Calhoun Square is the only square in Savannah with all its original buildings still intact, and is thus one of its most picturesque. The most important standing structure is the Massie School, which opened in 1865 as Georgia’s first public school. Today, it’s the home of the Massie Heritage Center, dedicated to the city’s history.
Calhoun Square is also notable for the Greek Revival houses which encircle it, including the empty mansion at 432 Abercorn, recognizable by the empty oval underneath its stairs, and its sense of foreboding. This is one of Savannah’s most haunted houses, with numerous tales surrounding it, and a favorite stop for the city’s many ghost tours.

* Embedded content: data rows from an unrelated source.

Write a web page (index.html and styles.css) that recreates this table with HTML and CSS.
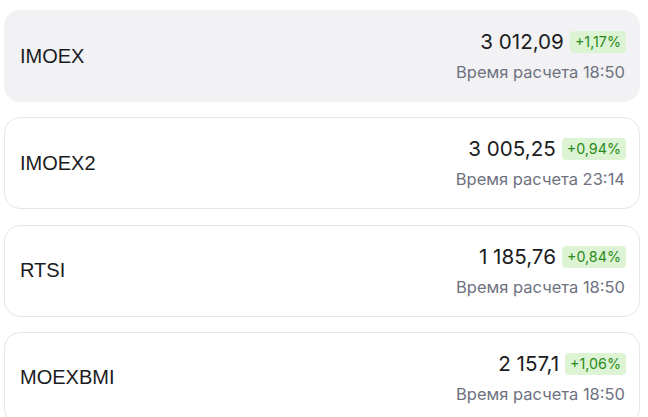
FILE: index.html
```html
<!DOCTYPE html>
<html lang="ru">
<head>
<meta charset="utf-8">
<link rel="stylesheet" href="styles.css">
</head>
<body>
<div class="list">
  <div class="card active">
    <div class="name">IMOEX</div>
    <div class="info">
      <div class="row"><span class="price">3 012,09</span><span class="badge">+1,17%</span></div>
      <div class="time">Время расчета 18:50</div>
    </div>
  </div>
  <div class="card">
    <div class="name">IMOEX2</div>
    <div class="info">
      <div class="row"><span class="price">3 005,25</span><span class="badge">+0,94%</span></div>
      <div class="time">Время расчета 23:14</div>
    </div>
  </div>
  <div class="card">
    <div class="name">RTSI</div>
    <div class="info">
      <div class="row"><span class="price">1 185,76</span><span class="badge">+0,84%</span></div>
      <div class="time">Время расчета 18:50</div>
    </div>
  </div>
  <div class="card">
    <div class="name">MOEXBMI</div>
    <div class="info">
      <div class="row"><span class="price">2 157,1</span><span class="badge">+1,06%</span></div>
      <div class="time">Время расчета 18:50</div>
    </div>
  </div>
</div>
</body>
</html>
```
FILE: styles.css
```css
html, body { margin: 0; padding: 0; background: #fff; }
body { font-family: Inter, "Noto Sans", sans-serif; color: #1b1c21; }
.list {
  display: flex;
  flex-direction: column;
  gap: 15.3px;
  padding: 10px 8px 0 4px;
}
.card {
  display: flex;
  align-items: center;
  justify-content: space-between;
  height: 92px;
  flex-shrink: 0;
  box-sizing: border-box;
  padding: 0 13px 0 15px;
  border: 1px solid #e6e6ea;
  border-radius: 16px;
  background: #fff;
}
.card.active { background: #f2f2f4; border-color: #f2f2f4; }
.name {
  font-family: "Liberation Sans", Arial, sans-serif;
  font-size: 20px;
  color: #1b1c21;
}
.info {
  display: flex;
  flex-direction: column;
  align-items: flex-end;
  gap: 8px;
}
.row { display: flex; align-items: center; gap: 6px; }
.price { font-size: 20.6px; line-height: 24px; }
.badge {
  background: #dcf4d4;
  color: #2b8a1b;
  font-size: 14.3px;
  line-height: 22px;
  padding: 0 5px;
  border-radius: 4px;
}
.time { font-size: 16.5px; line-height: 20px; color: #6e7180; margin-right: 1px; }
```
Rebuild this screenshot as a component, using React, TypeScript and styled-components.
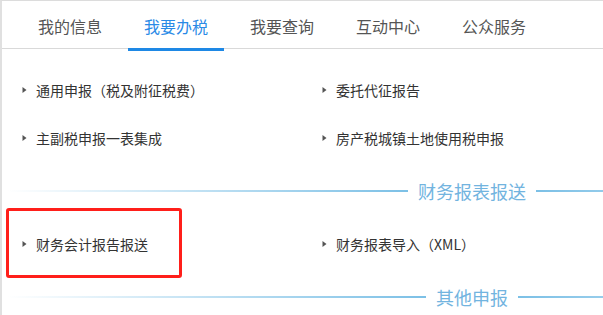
import * as React from 'react';
import styled, { createGlobalStyle } from 'styled-components';

const GlobalStyle = createGlobalStyle`
  html, body {
    margin: 0;
    padding: 0;
    background: #fff;
    overflow: hidden;
  }
  body {
    font-family: "Microsoft YaHei", "Noto Sans CJK SC", "Noto Sans", sans-serif;
    text-spacing-trim: space-all;
  }
`;

const tabs = ['我的信息', '我要办税', '我要查询', '互动中心', '公众服务'];

const sections = [
  {
    title: null,
    items: ['通用申报（税及附征税费）', '委托代征报告', '主副税申报一表集成', '房产税城镇土地使用税申报'],
  },
  {
    title: '财务报表报送',
    items: ['财务会计报告报送', '财务报表导入（XML）'],
  },
  {
    title: '其他申报',
    items: [],
  },
];

const Arrow = () => (
  <svg width="5" height="8" viewBox="0 0 5 8">
    <path d="M0.5 1 L4.5 4 L0.5 7 Z" fill="#555" />
  </svg>
);

export default function App() {
  return (
    <>
      <GlobalStyle />
      <Panel>
        <TabBar>
          {tabs.map((t, i) => (
            <Tab key={t} active={i === 1}>{t}</Tab>
          ))}
        </TabBar>
        <Content>
          {sections.map((s, si) => (
            <Section key={si}>
              {s.title && (
                <SectionHeader>
                  <Line side="left" />
                  <SectionTitle>{s.title}</SectionTitle>
                  <Line side="right" />
                </SectionHeader>
              )}
              {s.items.length > 0 && (
                <ItemGrid>
                  {s.items.map((item) => (
                    <Item key={item}>
                      <Arrow />
                      <ItemText>{item}</ItemText>
                      {item === '财务会计报告报送' && <Highlight />}
                    </Item>
                  ))}
                </ItemGrid>
              )}
            </Section>
          ))}
        </Content>
      </Panel>
    </>
  );
}

const Panel = styled.div`
  width: 100%;
  overflow: hidden;
  border-top: 1px solid #dcdcdc;
  border-left: 2px solid #e0e0e0;
  box-sizing: border-box;
`;

const TabBar = styled.div`
  display: flex;
  gap: 10px;
  height: 47px;
  padding-left: 20px;
  border-bottom: 1px solid #d9d9d9;
`;

const Tab = styled.div<{ active?: boolean }>`
  flex: none;
  width: 96px;
  height: 50px;
  margin-bottom: -2px;
  box-sizing: border-box;
  text-align: center;
  line-height: 50px;
  font-size: 16px;
  color: ${(p) => (p.active ? '#2a8ae6' : '#555')};
  border-bottom: 3px solid ${(p) => (p.active ? '#1e88e5' : 'transparent')};
`;

const Content = styled.div`
  padding-top: 17px;
`;

const Section = styled.div``;

const ItemGrid = styled.div`
  display: grid;
  grid-template-columns: repeat(2, 300px);
  padding-left: 20px;
  margin-bottom: 14px;
`;

const Item = styled.div`
  position: relative;
  display: flex;
  align-items: center;
  gap: 9px;
  height: 48px;
  font-size: 14px;
  color: #333;
`;

const ItemText = styled.span`
  line-height: 20px;
`;

const Highlight = styled.div`
  position: absolute;
  left: -16px;
  top: -12px;
  width: 176px;
  height: 70px;
  border: 3px solid #ff1f1a;
  border-radius: 3px;
  box-sizing: border-box;
  pointer-events: none;
`;

const SectionHeader = styled.div`
  display: flex;
  align-items: center;
  gap: 10px;
  width: 930px;
  height: 30px;
  margin: 12px 0 14px 5px;
`;

const Line = styled.div<{ side: 'left' | 'right' }>`
  flex: 1;
  height: 2px;
  background: linear-gradient(
    ${(p) => (p.side === 'left' ? 'to right' : 'to left')},
    rgba(124, 192, 230, 0) 0%,
    #7cc0e6 100%
  );
`;

const SectionTitle = styled.div`
  font-size: 18px;
  color: #72b4df;
  line-height: 30px;
`;
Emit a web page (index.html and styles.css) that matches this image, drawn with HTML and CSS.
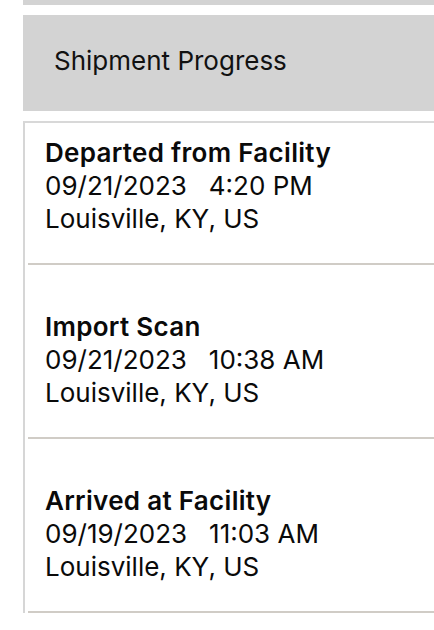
FILE: index.html
```html
<!DOCTYPE html>
<html lang="en">
<head>
<meta charset="utf-8">
<title>Shipment Progress</title>
<link rel="stylesheet" href="styles.css">
</head>
<body>
<div class="screen">
  <div class="top-bar"></div>
  <div class="section-header">Shipment Progress</div>
  <div class="progress-card">
    <div class="event event-first">
      <div class="event-title">Departed from Facility</div>
      <div class="event-line">09/21/2023   4:20 PM</div>
      <div class="event-line">Louisville, KY, US</div>
    </div>
    <div class="event">
      <div class="event-title">Import Scan</div>
      <div class="event-line">09/21/2023   10:38 AM</div>
      <div class="event-line">Louisville, KY, US</div>
    </div>
    <div class="event">
      <div class="event-title">Arrived at Facility</div>
      <div class="event-line">09/19/2023   11:03 AM</div>
      <div class="event-line">Louisville, KY, US</div>
    </div>
  </div>
</div>
</body>
</html>
```

FILE: styles.css
```css
html, body {
  margin: 0;
  padding: 0;
  background: #ffffff;
}

body {
  font-family: "Inter", "Liberation Sans", sans-serif;
  color: #0a0a0a;
  overflow: hidden;
}

.screen {
  display: flex;
  flex-direction: column;
  padding-left: 23px;
  height: 630px;
  overflow: hidden;
}

.top-bar {
  height: 5px;
  background: #d3d3d3;
  flex: none;
}

.section-header {
  flex: none;
  margin-top: 10px;
  height: 90px;
  padding-bottom: 6px;
  background: #d3d3d3;
  display: flex;
  align-items: center;
  padding-left: 31px;
  font-size: 26px;
  color: #111;
}

.progress-card {
  margin-top: 10px;
  border-top: 2px solid #d8d8d8;
  border-left: 2px solid #d6d6d6;
  padding-left: 3px;
}

.event {
  padding: 45px 0 28px 17px;
  border-bottom: 2px solid #d0ccc6;
}

.event-first {
  padding-top: 13px;
}

.event-title,
.event-line {
  font-size: 26px;
  line-height: 33px;
  white-space: pre;
}

.event-title {
  font-weight: 600;
  letter-spacing: 0.3px;
}
```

432 Abercorn’s most famous story is of the father who forbade his daughter from playing out in Calhoun Square with the children from the Massie School. When she continued to disobey him, he tied her onto a chair in the top floor of the house, faced toward the window, so that she could see all the fun she was missing. She remained tied there until she died of heat exhaustion. Her ghost can still occasionally be seen, wistfully staring out the window, hoping to one day join her friends again in the square.
I’ve never seen her myself, although I look every time we pass by. Regardless of the story’s veracity, the house is legitimately creepy. And I still haven’t heard a good reason for why this historic property in one of Savannah’s most sought-after residential zones has been empty for so long.